Everyone values and follows celebs from film or sports. We want them to at least know Great People working in the social sector. We share only global or national social greats (this does not mean that leader of every organisation which works at national level). Social greats can be founder or CEO of organisations as well as founders who left mother earth but their work is carried forward.

More specifically when government leaders visit other countries, they or their senior representative must meet social greats like usually they meet only political leaders, business leaders or business associations. They must realise that these social greats really are development leaders and their work can be replicated, scaled up in every country.

We plan to share 100 000 social programmes between 1st January 2026 to 31st March 2027 and can share many more programmes if the NGO response is good. And we link the programmes to the official link of the organisation so that donors and volunteers can contact them directly.

We share the programmes of NGOs named alphabetically, but understanding the need of donors & volunteers to be country specific, we share the programmes countrywise but in alphabetical order. This means programmes of NGOs in Afghanistan first and Zimbabwe last. (Of course within the country it is alphabetical)

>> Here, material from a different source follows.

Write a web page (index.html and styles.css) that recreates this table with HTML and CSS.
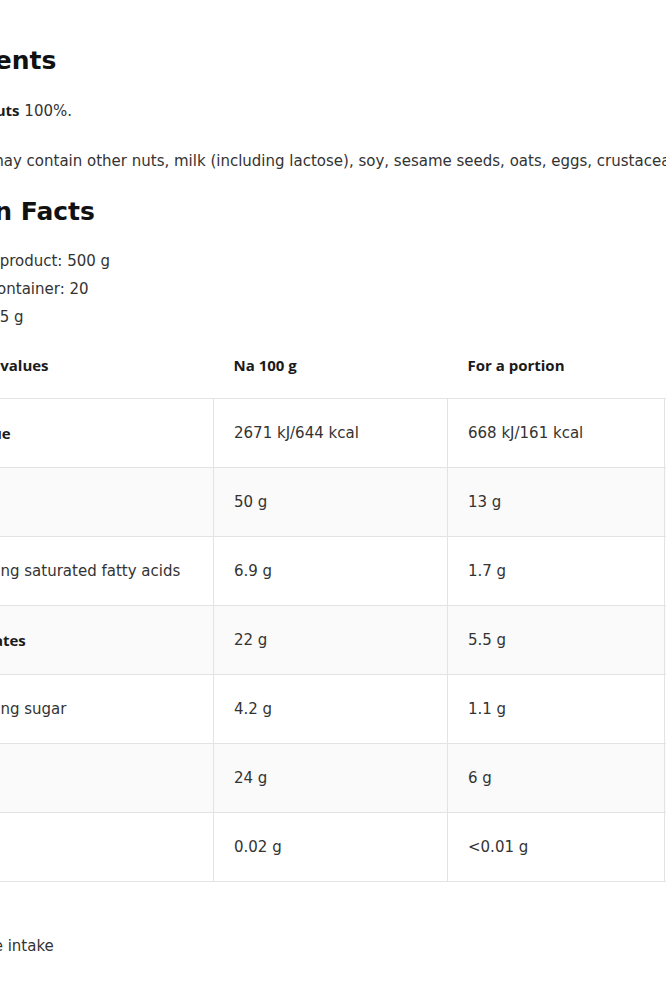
FILE: index.html
```html
<!DOCTYPE html>
<html lang="en">
<head>
<meta charset="utf-8">
<title>Peanut butter – Ingredients &amp; Nutrition Facts</title>
<link rel="stylesheet" href="styles.css">
</head>
<body>
<main class="page">
  <section class="block">
    <h2 class="title">Ingredients</h2>
    <p class="text ingredients"><strong>Roasted peanuts</strong> 100%.</p>
    <p class="text allergens">The product may contain other nuts, milk (including lactose), soy, sesame seeds, oats, eggs, crustaceans, fish, celery, mustard and lupine.</p>
  </section>
  <section class="block">
    <h2 class="title facts-title">Nutrition Facts</h2>
    <div class="meta">
      <p class="meta-line">Net weight of product: 500 g</p>
      <p class="meta-line">Portions per container: 20</p>
      <p class="meta-line">Portion size: 25 g</p>
    </div>
    <table class="nutri">
      <colgroup>
        <col class="c1"><col class="c2"><col class="c3"><col class="c4">
      </colgroup>
      <thead>
        <tr><th>Nutritional values</th><th>Na 100 g</th><th>For a portion</th><th>%RI*</th></tr>
      </thead>
      <tbody>
        <tr><td class="label">Energy value</td><td>2671 kJ/644 kcal</td><td>668 kJ/161 kcal</td><td>8%</td></tr>
        <tr><td class="label">Fat</td><td>50 g</td><td>13 g</td><td>19%</td></tr>
        <tr><td class="sub">- including saturated fatty acids</td><td>6.9 g</td><td>1.7 g</td><td>9%</td></tr>
        <tr><td class="label">Carbohydrates</td><td>22 g</td><td>5.5 g</td><td>2%</td></tr>
        <tr><td class="sub">- including sugar</td><td>4.2 g</td><td>1.1 g</td><td>1%</td></tr>
        <tr><td class="label">Protein</td><td>24 g</td><td>6 g</td><td>12%</td></tr>
        <tr><td class="label">Salt</td><td>0.02 g</td><td>&lt;0.01 g</td><td>0%</td></tr>
      </tbody>
    </table>
    <p class="text note">*RI - reference intake</p>
  </section>
</main>
</body>
</html>
```

FILE: styles.css
```css
html, body {
  margin: 0;
  padding: 0;
  background: #ffffff;
}
body {
  overflow: hidden;
  font-family: "DejaVu Sans", "Open Sans", sans-serif;
  color: #333333;
  font-size: 15px;
}
.page {
  margin-left: -106px;
  width: 1100px;
  padding-top: 45px;
}
.block {
  display: flex;
  flex-direction: column;
}
.title {
  margin: 0;
  font-family: "DejaVu Sans", sans-serif;
  font-size: 25px;
  line-height: 32px;
  font-weight: 700;
  color: #111111;
}
.text {
  margin: 0;
  line-height: 24px;
}
.text strong {
  font-family: "Open Sans", sans-serif;
  font-weight: 700;
  color: #1a1a1a;
}
.ingredients {
  margin-top: 21px;
}
.allergens {
  margin-top: 26px;
  white-space: nowrap;
}
.facts-title {
  margin-top: 23px;
  margin-left: -9px;
}
.meta {
  margin-top: 19px;
}
.meta-line {
  margin: 0;
  line-height: 28px;
}
.nutri {
  border-collapse: collapse;
  table-layout: fixed;
  width: 970px;
}
.c1 { width: 319px; }
.c2 { width: 234px; }
.c3 { width: 217px; }
.c4 { width: 200px; }
.nutri th {
  height: 67px;
  padding: 0 20px 0 20px;
  text-align: left;
  font-family: "Open Sans", sans-serif;
  font-weight: 700;
  color: #1a1a1a;
  border-bottom: 1px solid #e3e3e3;
}
.nutri th:first-child {
  padding-left: 18px;
}
.nutri td {
  height: 68px;
  padding: 0 20px;
  border: 1px solid #e3e3e3;
  color: #333333;
  white-space: nowrap;
}
.nutri tbody tr:nth-child(even) td {
  background: #fafafa;
}
.nutri td.label {
  font-family: "Open Sans", sans-serif;
  font-weight: 700;
  color: #1a1a1a;
}
.nutri td.sub {
  padding-left: 46px;
}
.note {
  margin-top: 52px;
}
```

Though India is our global example, we share the programmes countrywise. But within India, we will share the state , UT of the NGO so that donors & volunteers know which state the NGO is from. We do not share the name of the districts in India where the NGO works because many NGOs might work in 2 or 3 or more districts in that state but if the NGO works in more than one State or UT, we will share the names of those states.

We have shared NGOs in India districtwise separatelty where we have mentioned NGO name and programme areas from government sources but we have not shared actual programmes in districts of India. They are shared issuewise with link to the NGO. If the NGO has no official website, then we share their name districtwise and not mention them in issuewise NGOs for obvious reasons.

Most of the people in the world follow religions, but still we do not have religion and politics as social issue.
If an NGO works in many social issues including work for any specific religion, we share their social issue programmes except
religious programmes issuewise. And this applies to all NGOs in all countries. But we do not share social programmes of political parties because every political party is supposed to take care of social, health and climate issues of all citizens, so they directly or in collaboration with others work on all social, health and climate issues.

Please note that we leave it to donor or volunteer to check credibility of the NGO because they are donating money and time which is valuable. We do so because we have realised that credit rating of just one NGO will take anywhere between 3 to 6 months and we can not send our person regularly to visit the donors, volunteers, communities, local media, government to check credibility of an organisation.